Making great strides in that regard is the mammoth success of Girls Trip. That it’s the highest-grossing live-action comedy of the year and stars women—black women, all on the cusp of or over the age of 40—means something. That there’s been such a groundswell of support for a long-shot awards nomination for Haddish means something. That it’s a film that can continue to chip away at the tired, perpetually misguided industry myth that black women can’t open a movie at the box office means something.

Similarly, the impassioned reaction to Call Me By Your Name, which has exploded out of any sort of LGBT-film ghetto that stories like these are typically relegated to, is energizing at a time when narratives featuring LGBT leads are still so despicably rare. Any awards attention it gets is in its own way a political and cultural statement, just as Moonlight’s victory was last year.

Both are normalizing films—Girls Trip normalizes black female friendship, Call Me By Your Name a love story between two men—and they do it without erasing sexuality.

Sex is important! Especially when we’re talking about narratives that spotlight marginalized groups, it’s typically the last taboo. To ceremonially demonstrate progress, mainstream movies might feature these characters, but they’re sure as hell not going to let them be frank about sex.
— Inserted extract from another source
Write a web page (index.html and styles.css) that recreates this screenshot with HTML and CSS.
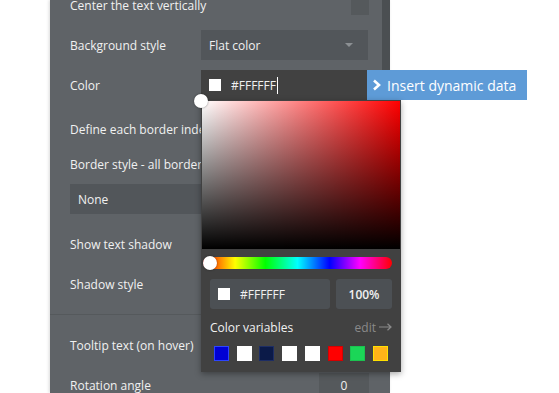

That they finally are is a major step forward. (Though certainly not a proclamation of our arrival at full acceptance.)

There were, of course, other phenomenal pieces of art released this year that spoke these very conversations: Get Out, Mudbound, God’s Own Country, and BPM among them. But there was something unique about the way these two films, through the entry point of the headlines made with those fruit sex scenes, pierced the cultural moment.

Did grapefruit-fellatio and peach-masturbation just change cinema as we know it? Maybe not. But I’m hard-pressed to think of scenes this year that have made this much of an impact.